108 Views Asked by At

Why most c functions with string in param usually has definition char* and not unsigned char*? According to my understanding unsigned char* is more generic. And how to deal in situations when I have unsigned char* and need to pass to char* in correct way?

For example is it good style to call function in sample below?

unsigned char* a=...
strlen((char*)a);
2

There are 2 best solutions below

1
Elzaidir On

The standard states that :

An object declared as type char is large enough to store any member of the basic execution character set. If a member of the basic execution character set is stored in a char object, its value is guaranteed to be nonnegative. If any other character is stored in a char object, the resulting value is implementation-defined but shall be within the range of values that can be represented in that type.

char is guaranteed to be able to represent all characters as a positive number.

Moreover :

The three types char, signed char, and unsigned char are collectively called the character types. The implementation shall define char to have the same range, representation, and behavior as either signed char or unsigned char.

It is implementation defined if char is signed or not.

The type char is, thus, the type defined to be the best fit to store characters for the implementation. There are no need to cast it to an unsigned char.

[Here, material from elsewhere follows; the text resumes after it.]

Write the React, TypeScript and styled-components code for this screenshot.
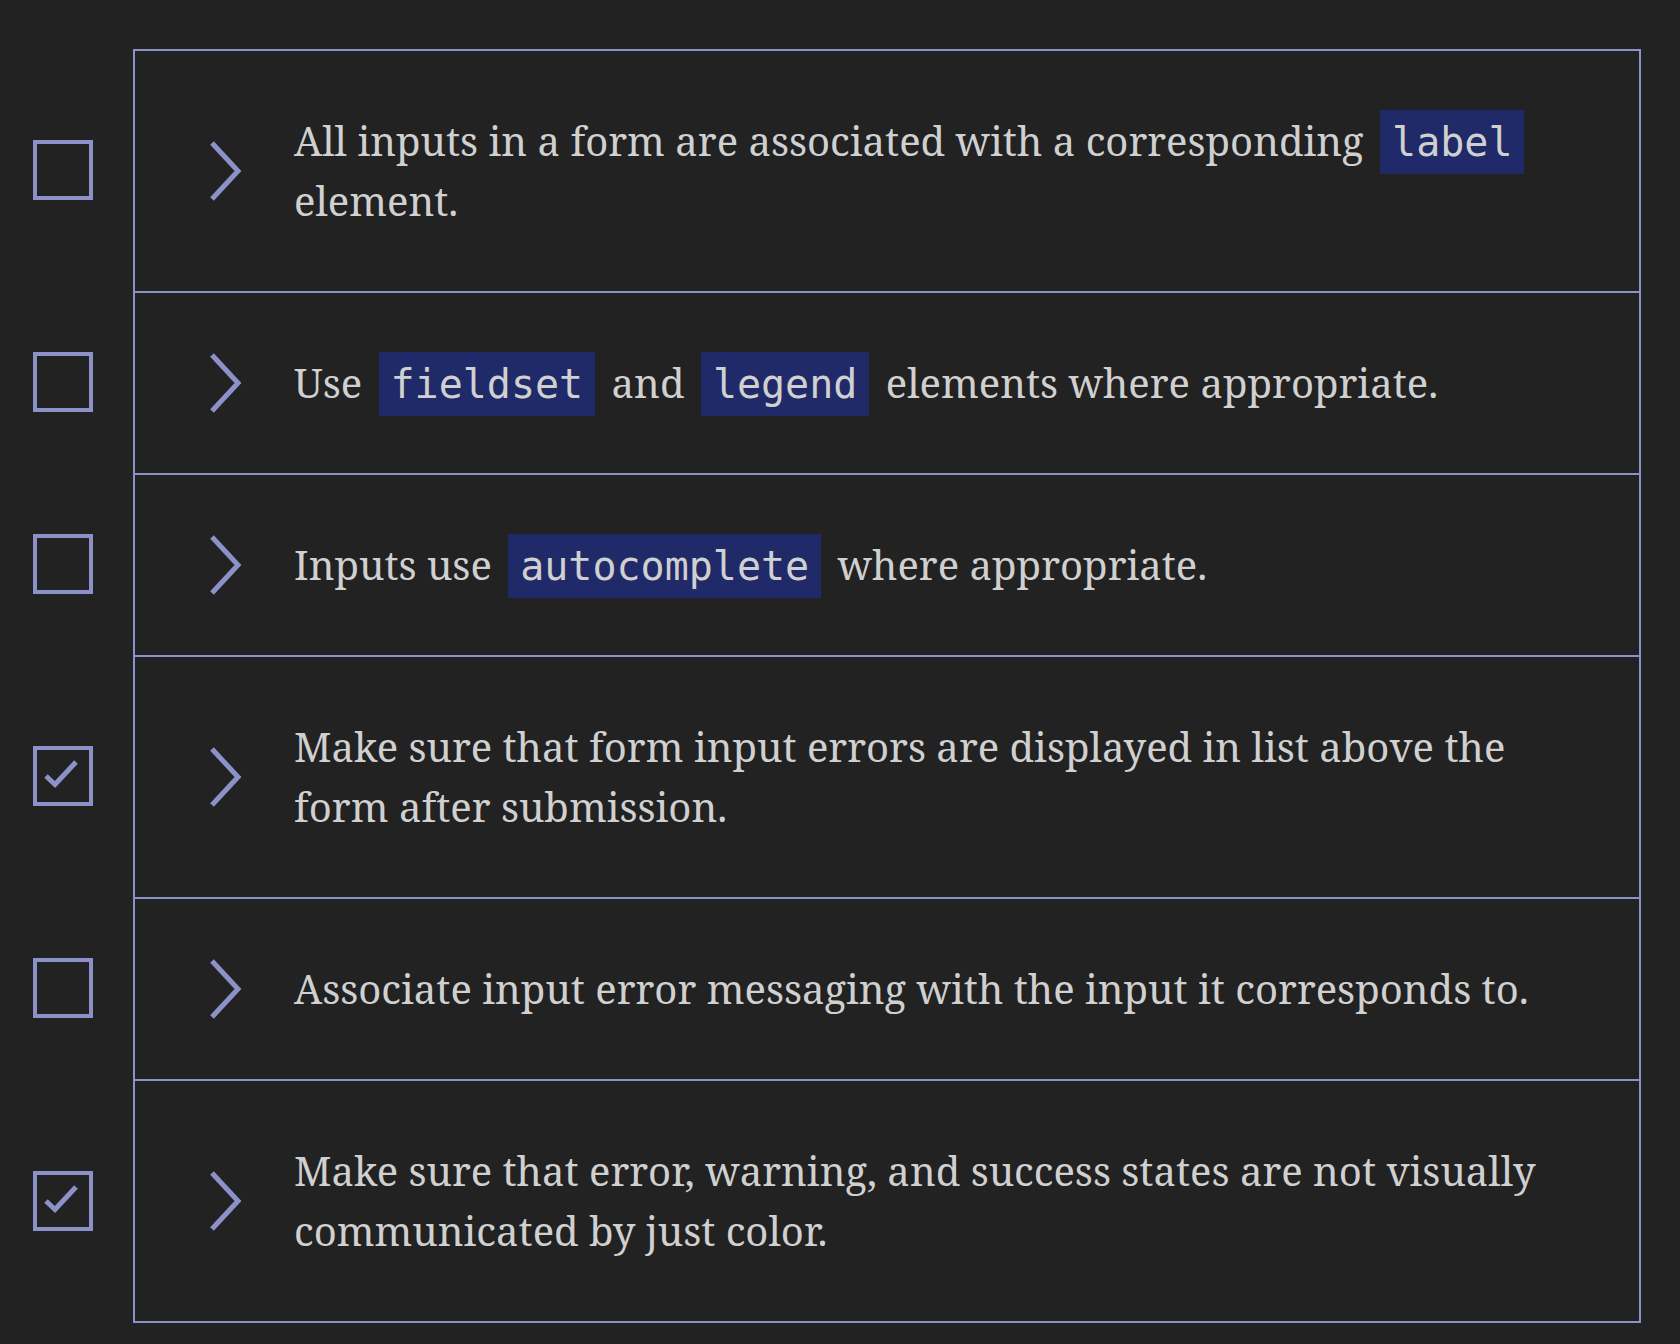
import React from "react";
import styled, { createGlobalStyle } from "styled-components";

const GlobalStyle = createGlobalStyle`
  html, body {
    margin: 0;
    padding: 0;
    background: #222222;
  }
  body {
    font-family: "Noto Serif", "DejaVu Serif", serif;
  }
`;

const Page = styled.main`
  min-height: 1344px;
  box-sizing: border-box;
  padding: 49px 39px 21px 33px;
  background: #222222;
`;

const List = styled.ul`
  list-style: none;
  margin: 0;
  padding: 0;
`;

const Item = styled.li`
  display: grid;
  grid-template-columns: 100px 1fr;
  align-items: center;
`;

const Box = styled.span`
  box-sizing: border-box;
  width: 60px;
  height: 60px;
  border: 4px solid #8c92c9;
  display: flex;
  align-items: center;
  justify-content: center;
  cursor: pointer;
`;

const Card = styled.div<{ $last: boolean }>`
  display: flex;
  align-items: center;
  padding: 60px 60px 60px 70px;
  border-left: 2px solid #8c92c9;
  border-right: 2px solid #8c92c9;
  border-top: 2px solid #8c92c9;
  border-bottom: ${(p) => (p.$last ? "2px solid #8c92c9" : "none")};
`;

const Toggle = styled.button`
  flex: none;
  width: 40px;
  height: 60px;
  padding: 0;
  margin: 0 49px 0 0;
  border: none;
  background: none;
  display: block;
  cursor: pointer;
  svg {
    display: block;
  }
`;

const Text = styled.p`
  margin: 0;
  flex: 1;
  font-family: "Noto Serif", "DejaVu Serif", serif;
  font-size: 40px;
  line-height: 60px;
  color: #d0d0d0;
`;

const Code = styled.code`
  font-family: "DejaVu Sans Mono", "Liberation Mono", monospace;
  font-size: 40px;
  line-height: 1;
  background: #212a68;
  color: #d0d0d0;
  padding: 9px 12px;
  margin: 0 6px;
`;

type Part = string | { code: string };

const items: { checked: boolean; parts: Part[] }[] = [
  {
    checked: false,
    parts: [
      "All inputs in a form are associated with a corresponding ",
      { code: "label" },
      " element.",
    ],
  },
  {
    checked: false,
    parts: ["Use ", { code: "fieldset" }, " and ", { code: "legend" }, " elements where appropriate."],
  },
  {
    checked: false,
    parts: ["Inputs use ", { code: "autocomplete" }, " where appropriate."],
  },
  {
    checked: true,
    parts: ["Make sure that form input errors are displayed in list above the form after submission."],
  },
  {
    checked: false,
    parts: ["Associate input error messaging with the input it corresponds to."],
  },
  {
    checked: true,
    parts: ["Make sure that error, warning, and success states are not visually communicated by just color."],
  },
];

const Check = () => (
  <svg width="52" height="52" viewBox="0 0 52 52" aria-hidden="true">
    <path d="M9 26 L18 34.5 L39 12" fill="none" stroke="#8c92c9" strokeWidth="5" />
  </svg>
);

const Chevron = () => (
  <svg width="40" height="60" viewBox="0 0 40 60" aria-hidden="true">
    <path d="M7 2 L33 30 L7 58" fill="none" stroke="#8c92c9" strokeWidth="5" />
  </svg>
);

export default function App() {
  return (
    <>
      <GlobalStyle />
      <Page>
        <List>
          {items.map((it, i) => (
            <Item key={i}>
              <Box role="checkbox" aria-checked={it.checked}>
                {it.checked && <Check />}
              </Box>
              <Card $last={i === items.length - 1}>
                <Toggle aria-label="Expand">
                  <Chevron />
                </Toggle>
                <Text>
                  {it.parts.map((p, j) =>
                    typeof p === "string" ? <React.Fragment key={j}>{p}</React.Fragment> : <Code key={j}>{p.code}</Code>
                  )}
                </Text>
              </Card>
            </Item>
          ))}
        </List>
      </Page>
    </>
  );
}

Also, you say that "According to my understanding unsigned char* is more generic.". You may be referring to the fact that the sign of char is implementation defined, and using unsigned makes it more predictable across implementations. While this would be true when using it for arithmetic, the standard ensures that when using it for string and characters, the value is never negative, making it predictable across all implementations.

0
John Bollinger On

Why most c functions with string in param usually has definition char* and not unsigned char*?

Because char is the (original) data type intended for character data. Denotionally, unsigned char and signed char are for small numbers. Strings and string functions were conceived as serving needs related to character data, so they are defined in terms of type char. It's the semantically consistent thing to do.

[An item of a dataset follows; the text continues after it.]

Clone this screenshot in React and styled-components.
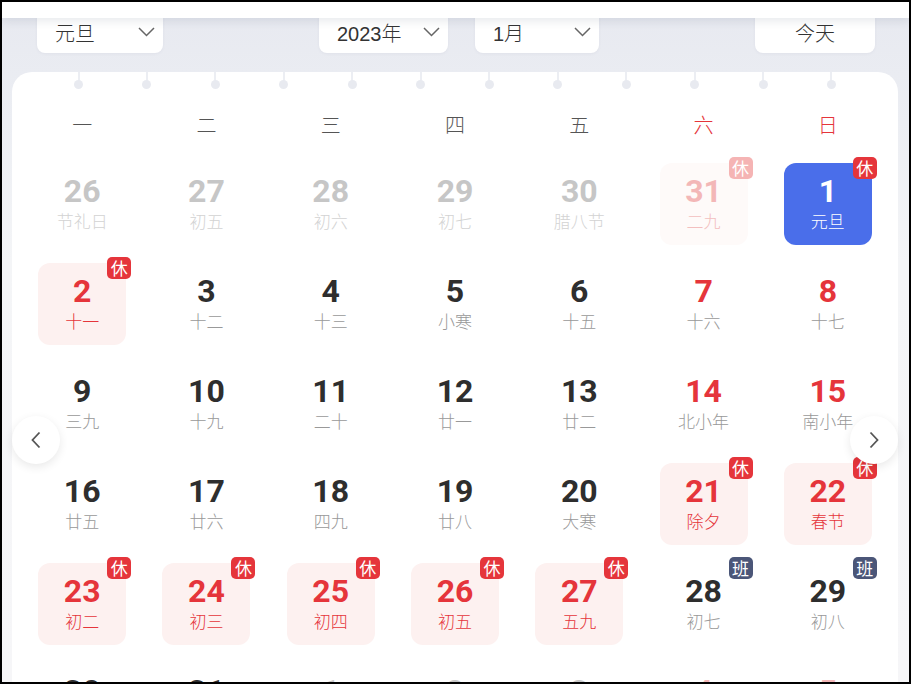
import React from "react";
import styled, { createGlobalStyle } from "styled-components";

const Global = createGlobalStyle`
  html, body { margin: 0; padding: 0; background: #fff; }
  * { box-sizing: border-box; }
`;

const Frame = styled.div`
  width: 911px;
  height: 684px;
  border: 2px solid #000;
  overflow: hidden;
  background: linear-gradient(#e7e9f0 0px, #eceef3 120px, #f4f5f7 260px, #f6f6f8 100%);
  font-family: "Noto Sans CJK SC", "Noto Sans", sans-serif;
  display: flex;
  flex-direction: column;
`;

const TopBar = styled.div`
  height: 16px;
  flex: none;
  background: #fff;
  box-shadow: 0 3px 10px rgba(60, 70, 100, 0.12);
  position: relative;
  z-index: 3;
`;

const Toolbar = styled.div`
  margin-top: -9px;
  padding: 0 34px 0 35px;
  display: flex;
  justify-content: space-between;
  align-items: flex-end;
  flex: none;
`;

const Group = styled.div`
  display: flex;
  gap: 27px;
`;

const SelectBox = styled.div`
  width: ${(p) => p.$w}px;
  height: 44px;
  background: #fff;
  border-radius: 8px;
  display: flex;
  align-items: center;
  justify-content: ${(p) => (p.$center ? "center" : "space-between")};
  padding-top: 2px;
  padding-right: ${(p) => (p.$center ? "0" : "8px")};
  padding-left: ${(p) => (p.$center ? "0" : "18px")};
  color: #333;
  font-size: 20px;
  font-weight: 300;
  font-family: ${(p) =>
    p.$latin
      ? '"Liberation Sans", "Noto Sans CJK SC", sans-serif'
      : '"Noto Sans CJK SC", sans-serif'};
  box-shadow: 0 1px 3px rgba(80, 90, 120, 0.06);
`;

const Chevron = styled.svg`
  width: 17px;
  height: 10px;
  flex: none;
`;

const Card = styled.div`
  margin: 19px 11px 0 10px;
  background: #fff;
  border-radius: 20px 20px 0 0;
  flex: 1;
  position: relative;
  padding: 0 8px;
`;

const Pins = styled.div`
  display: flex;
  justify-content: space-between;
  padding: 0 54px;
  height: 18px;
`;

const Pin = styled.div`
  width: 9px;
  height: 18px;
  display: flex;
  flex-direction: column;
  align-items: center;
  &::before {
    content: "";
    width: 2px;
    height: 9px;
    background: #eceef3;
  }
  &::after {
    content: "";
    width: 9px;
    height: 9px;
    border-radius: 50%;
    background: #e8eaf0;
    margin-top: -1px;
  }
`;

const WeekRow = styled.div`
  display: grid;
  grid-template-columns: repeat(7, 1fr);
  margin-top: 15px;
  height: 40px;
  margin-bottom: 9px;
`;

const WeekDay = styled.div`
  text-align: center;
  line-height: 40px;
  font-size: 20px;
  font-weight: 300;
  color: ${(p) => (p.$red ? "#e5353b" : "#555")};
`;

const Grid = styled.div`
  display: grid;
  grid-template-columns: repeat(7, 1fr);
  grid-auto-rows: 100px;
`;

const Slot = styled.div`
  display: flex;
  align-items: center;
  justify-content: center;
`;

const palettes = {
  normal: { bg: "transparent", num: "#2e2e2e", lunar: "#999" },
  weekend: { bg: "transparent", num: "#e5353b", lunar: "#999" },
  holiday: { bg: "#fdf1f0", num: "#e5353b", lunar: "#e5353b" },
  work: { bg: "transparent", num: "#2e2e2e", lunar: "#999" },
  prev: { bg: "transparent", num: "#c6c6c6", lunar: "#d3d3d3" },
  prevHoliday: { bg: "#fefaf9", num: "#f3b7b7", lunar: "#f3bfbf" },
  nextWeekend: { bg: "transparent", num: "#f3b7b7", lunar: "#f3bfbf" },
  selected: { bg: "#4a6eea", num: "#fff", lunar: "#fff" },
};

const Cell = styled.div`
  width: 88px;
  height: 82px;
  border-radius: 12px;
  background: ${(p) => palettes[p.$kind].bg};
  position: relative;
  display: flex;
  flex-direction: column;
  align-items: center;
  padding-top: 11px;
`;

const DayNum = styled.div`
  font-family: Roboto, "Liberation Sans", sans-serif;
  font-weight: 700;
  font-size: 32px;
  line-height: 34px;
  color: ${(p) => palettes[p.$kind].num};
`;

const Lunar = styled.div`
  margin-top: 2px;
  font-size: 17px;
  font-weight: 300;
  line-height: 22px;
  color: ${(p) => palettes[p.$kind].lunar};
`;

const Badge = styled.div`
  position: absolute;
  top: -6px;
  right: -5px;
  width: 24px;
  height: 22px;
  border-radius: 5px;
  background: ${(p) => p.$bg};
  color: #fff;
  font-size: 17px;
  line-height: 22px;
  text-align: center;
`;

const Arrow = styled.div`
  position: absolute;
  top: 344px;
  ${(p) => (p.$side === "left" ? "left: 0;" : "right: 0;")}
  width: 48px;
  height: 48px;
  border-radius: 50%;
  background: #fff;
  box-shadow: 0 3px 10px rgba(0, 0, 0, 0.09);
  display: flex;
  align-items: center;
  justify-content: center;
  z-index: 2;
`;

const weekdays = ["一", "二", "三", "四", "五", "六", "日"];

const rows = [
  [
    [26, "节礼日", "prev"],
    [27, "初五", "prev"],
    [28, "初六", "prev"],
    [29, "初七", "prev"],
    [30, "腊八节", "prev"],
    [31, "二九", "prevHoliday", "休"],
    [1, "元旦", "selected", "休"],
  ],
  [
    [2, "十一", "holiday", "休"],
    [3, "十二", "normal"],
    [4, "十三", "normal"],
    [5, "小寒", "normal"],
    [6, "十五", "normal"],
    [7, "十六", "weekend"],
    [8, "十七", "weekend"],
  ],
  [
    [9, "三九", "normal"],
    [10, "十九", "normal"],
    [11, "二十", "normal"],
    [12, "廿一", "normal"],
    [13, "廿二", "normal"],
    [14, "北小年", "weekend"],
    [15, "南小年", "weekend"],
  ],
  [
    [16, "廿五", "normal"],
    [17, "廿六", "normal"],
    [18, "四九", "normal"],
    [19, "廿八", "normal"],
    [20, "大寒", "normal"],
    [21, "除夕", "holiday", "休"],
    [22, "春节", "holiday", "休"],
  ],
  [
    [23, "初二", "holiday", "休"],
    [24, "初三", "holiday", "休"],
    [25, "初四", "holiday", "休"],
    [26, "初五", "holiday", "休"],
    [27, "五九", "holiday", "休"],
    [28, "初七", "work", "班"],
    [29, "初八", "work", "班"],
  ],
  [
    [30, "初九", "normal"],
    [31, "初十", "normal"],
    [1, "十一", "prev"],
    [2, "十二", "prev"],
    [3, "十三", "prev"],
    [4, "立春", "nextWeekend"],
    [5, "十五", "nextWeekend"],
  ],
];

const badgeColor = (kind, text) => {
  if (text === "班") return "#4b5678";
  if (kind === "prevHoliday") return "#f5b4b4";
  return "#e5353b";
};

const Down = () => (
  <Chevron viewBox="0 0 17 10">
    <polyline points="1,1 8.5,8.5 16,1" fill="none" stroke="#666" strokeWidth="1.5" />
  </Chevron>
);

const Select = ({ label, w, latin }) => (
  <SelectBox $w={w} $latin={latin}>
    <span>{label}</span>
    <Down />
  </SelectBox>
);

export default function App() {
  return (
    <>
      <Global />
      <Frame>
        <TopBar />
        <Toolbar>
          <Select label="元旦" w={126} />
          <Group>
            <Select label="2023年" w={129} latin />
            <Select label="1月" w={124} latin />
          </Group>
          <SelectBox $w={120} $center>
            今天
          </SelectBox>
        </Toolbar>
        <Card>
          <Pins>
            {Array.from({ length: 12 }).map((_, i) => (
              <Pin key={i} />
            ))}
          </Pins>
          <WeekRow>
            {weekdays.map((d, i) => (
              <WeekDay key={d} $red={i >= 5}>
                {d}
              </WeekDay>
            ))}
          </WeekRow>
          <Grid>
            {rows.flat().map(([d, l, kind, badge], i) => (
              <Slot key={i}>
                <Cell $kind={kind}>
                  <DayNum $kind={kind}>{d}</DayNum>
                  <Lunar $kind={kind}>{l}</Lunar>
                  {badge && <Badge $bg={badgeColor(kind, badge)}>{badge}</Badge>}
                </Cell>
              </Slot>
            ))}
          </Grid>
          <Arrow $side="left">
            <svg width="10" height="18" viewBox="0 0 10 18">
              <polyline points="8.5,1.5 1.5,9 8.5,16.5" fill="none" stroke="#555" strokeWidth="1.8" />
            </svg>
          </Arrow>
          <Arrow $side="right">
            <svg width="10" height="18" viewBox="0 0 10 18">
              <polyline points="1.5,1.5 8.5,9 1.5,16.5" fill="none" stroke="#555" strokeWidth="1.8" />
            </svg>
          </Arrow>
        </Card>
      </Frame>
    </>
  );
}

According to my understanding unsigned char* is more generic.

I don't know how you got that idea. char and unsigned char (and signed char) are distinct types. C does not have any kind of subtyping, but char could be considered more generic than unsigned char in that as far as the spec is concerned, char defines only the size of objects, not their signedness. Or in that it somehow caters to the platform's native treatment and interpretation of character data, regardless of what exactly that may be. On the other hand, I don't see any case for considering unsigned char more generic than char.

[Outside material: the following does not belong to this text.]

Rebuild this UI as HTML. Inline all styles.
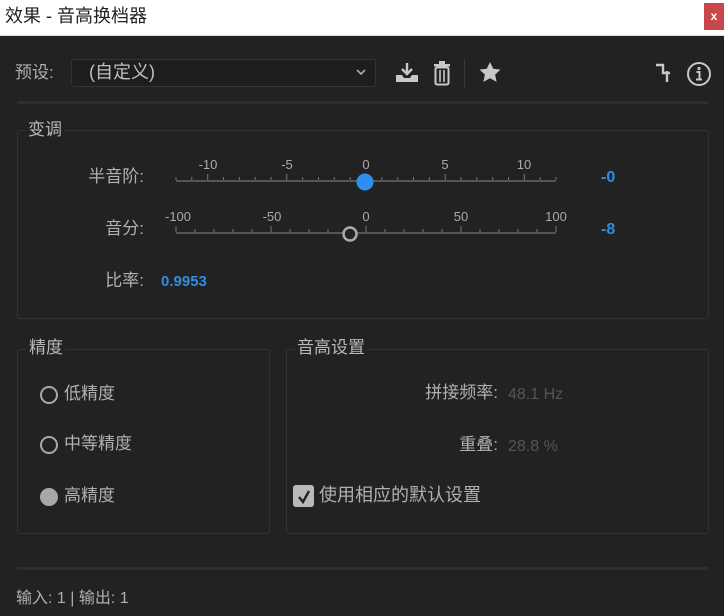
<!DOCTYPE html><html><head><meta charset="utf-8"><style>
*{margin:0;padding:0;box-sizing:border-box}
body{width:724px;height:616px;background:#222;font-family:"Liberation Sans","Noto Sans CJK SC",sans-serif;color:#b0b0b0;position:relative;overflow:hidden;font-size:17px}
.a{position:absolute;white-space:nowrap;line-height:1.2}
.box{position:absolute;border:1px solid #333;border-radius:3px}
.lbl{position:absolute;background:#222;padding:0 2px;color:#b8b8b8;font-size:17px;line-height:1.2}
.blue{color:#2f8de4}
.sep{position:absolute;left:17px;width:691px;height:3px;background:#2e2e2e}
.radio{position:absolute;width:18px;height:18px;border:2.5px solid #a8a8a8;border-radius:50%}
</style></head><body>
<div class="a" style="left:0;top:0;width:724px;height:36px;background:#fff;border-bottom:1px solid #ddd"></div>
<div class="a" style="left:5px;top:6px;color:#222;font-size:18px">效果 - 音高换档器</div>
<div class="a" style="left:704px;top:3px;width:20px;height:27px;background:#c9474b;color:#fff;font-size:12px;font-weight:bold;text-align:center;line-height:27px">x</div>
<div class="a" style="left:15px;top:63px">预设:</div>
<div class="a" style="left:71px;top:59px;width:305px;height:28px;border:1px solid #333;border-radius:3px;background:#1e1e1e"></div>
<div class="a" style="left:89px;top:62px;color:#c0c0c0;font-size:18px">(自定义)</div>
<svg class="a" style="left:355px;top:68px" width="12" height="8"><path d="M2 2l4 4 4-4" stroke="#aaa" stroke-width="1.6" fill="none"/></svg>
<svg class="a" style="left:394px;top:60px" width="26" height="26"><path d="M13 3v10M8 9l5 5 5-5" stroke="#c8c8c8" stroke-width="2.4" fill="none"/><path d="M2 15h6l2 3h6l2-3h6v7H2z" fill="#c8c8c8"/></svg>
<svg class="a" style="left:432px;top:60px" width="20" height="26"><rect x="2" y="4" width="16" height="2.5" fill="#c8c8c8"/><rect x="7" y="1" width="6" height="3" fill="#c8c8c8"/><rect x="3.5" y="7.5" width="13" height="17" rx="1.5" stroke="#c8c8c8" stroke-width="2" fill="none"/><path d="M8 10v12M12 10v12" stroke="#c8c8c8" stroke-width="1.6"/></svg>
<div class="a" style="left:464px;top:59px;width:1px;height:28px;background:#3a3a3a"></div>
<svg class="a" style="left:478px;top:61px" width="24" height="22"><path d="M12 1l3.2 6.8 7.3.8-5.4 5 1.5 7.3L12 17.2 5.4 20.9l1.5-7.3-5.4-5 7.3-.8z" fill="#c8c8c8"/></svg>
<svg class="a" style="left:655px;top:63px" width="18" height="20"><path d="M1 2h7v8h7M12 8v11" stroke="#c8c8c8" stroke-width="2.4" fill="none"/></svg>
<svg class="a" style="left:686px;top:61px" width="26" height="26"><circle cx="13" cy="13" r="11" stroke="#c8c8c8" stroke-width="2" fill="none"/><circle cx="13" cy="7.5" r="1.6" fill="#c8c8c8"/><path d="M10.5 11h3v7M10 18.5h6" stroke="#c8c8c8" stroke-width="2" fill="none"/></svg>
<div class="sep" style="top:101px"></div>
<div class="box" style="left:17px;top:130px;width:692px;height:189px"></div>
<div class="lbl" style="left:26px;top:120px">变调</div>
<div class="a" style="right:580px;top:167px">半音阶:</div>
<div class="a" style="right:580px;top:219px">音分:</div>
<div class="a" style="right:580px;top:271px">比率:</div>
<div class="a blue" style="left:161px;top:273px;font-size:15px;font-weight:bold">0.9953</div>
<div class="a blue" style="left:601px;top:168px;font-weight:bold;font-size:16px">-0</div>
<div class="a blue" style="left:601px;top:220px;font-weight:bold;font-size:16px">-8</div>
<svg class="a" style="left:160px;top:150px" width="420" height="100" font-family="Liberation Sans" font-size="13" fill="#aaa" text-anchor="middle">
<text x="48" y="19">-10</text><text x="127" y="19">-5</text><text x="206" y="19">0</text><text x="285" y="19">5</text><text x="364" y="19">10</text>
<rect x="16" y="30" width="380" height="2" fill="#555"/>
<g stroke="#777" stroke-width="1">
<path d="M16 27v3M31.8 27v3M47.7 24v6M63.5 27v3M79.3 27v3M95.2 27v3M111 27v3M126.8 24v6M142.7 27v3M158.5 27v3M174.3 27v3M190.2 27v3M206 24v6M221.8 27v3M237.7 27v3M253.5 27v3M269.3 27v3M285.2 24v6M301 27v3M316.8 27v3M332.7 27v3M348.5 27v3M364.3 24v6M380.2 27v3M396 27v3"/>
</g>
<circle cx="205" cy="32" r="8.5" fill="#2e8ff0"/>
<text x="18" y="71">-100</text><text x="112" y="71">-50</text><text x="206" y="71">0</text><text x="301" y="71">50</text><text x="396" y="71">100</text>
<rect x="16" y="82" width="380" height="2" fill="#555"/>
<path stroke="#777" d="M16 76v6M35 79v3M54 79v3M73 79v3M92 79v3M111 76v6M130 79v3M149 79v3M168 79v3M187 79v3M206 76v6M225 79v3M244 79v3M263 79v3M282 79v3M301 76v6M320 79v3M339 79v3M358 79v3M377 79v3M396 76v6"/>
<circle cx="190" cy="84" r="6.5" fill="#222" stroke="#aaa" stroke-width="2.5"/>
</svg>
<div class="box" style="left:17px;top:349px;width:253px;height:185px"></div>
<div class="lbl" style="left:27px;top:338px">精度</div>
<div class="radio" style="left:40px;top:386px"></div><div class="a" style="left:64px;top:384px">低精度</div>
<div class="radio" style="left:40px;top:436px"></div><div class="a" style="left:64px;top:434px">中等精度</div>
<div class="radio" style="left:40px;top:488px;background:#a8a8a8"></div><div class="a" style="left:64px;top:486px">高精度</div>
<div class="box" style="left:286px;top:349px;width:423px;height:185px"></div>
<div class="lbl" style="left:295px;top:338px">音高设置</div>
<div class="a" style="right:226px;top:383px">拼接频率:</div>
<div class="a" style="left:508px;top:385px;color:#555;font-size:16px">48.1 Hz</div>
<div class="a" style="right:226px;top:435px">重叠:</div>
<div class="a" style="left:508px;top:437px;color:#555;font-size:16px">28.8 %</div>
<div class="a" style="left:293px;top:485px;width:21px;height:22px;background:#b8b8b8;border-radius:3px"></div>
<svg class="a" style="left:294px;top:487px" width="20" height="20"><path d="M5 10l4 5 6-11" stroke="#222" stroke-width="2.4" fill="none"/></svg>
<div class="a" style="left:319px;top:485px;font-size:18px">使用相应的默认设置</div>
<div class="sep" style="top:567px"></div>
<div class="a" style="left:16px;top:589px;font-size:16px">输入: 1 | 输出: 1</div>
</body></html>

C does have a generic pointer type, in the sense that there are implicit conversions in both directions between that type and all other object-pointer types. That type is spelled void *, but ancient, pre-void C code generally used char * where modern code would use void *.

And how to deal in situations when I have unsigned char* and need to pass to char* in correct way?

If you are talking specifically about string functions, then you should define your own strings as sequences of char, not of unsigned char, and thereby avoid the issue.

But if you have null-terminated byte sequences on which you want to use the string functions, even though the sequences are not inherently character in nature, then it should pretty much just work. You will need to cast the pointers, like you show in your example, but whether type char is signed or unsigned, it is valid to access unsigned char data as if it were char data (and vice versa), and these types do not have any trap representations that could interfere.

Do take care, however, for arbitrary binary data generally are not null terminated and cannot easily be converted to null-terminated form. Appending a null byte usually cannot be relied upon to help, because it is rarely safe to assume that there aren't any internal null bytes. Thus, the string functions are usually inappropriate for such data.

Or if you have functions that use char * as a generic pointer type, and you are unwilling or unable to convert them to use void * instead, and whatever your unsigned char * points to is suitable for those functions to operate on, then just do the pointer conversion on your input pointer, and get on with it. You're already assuming that the pointed to thing is acceptable.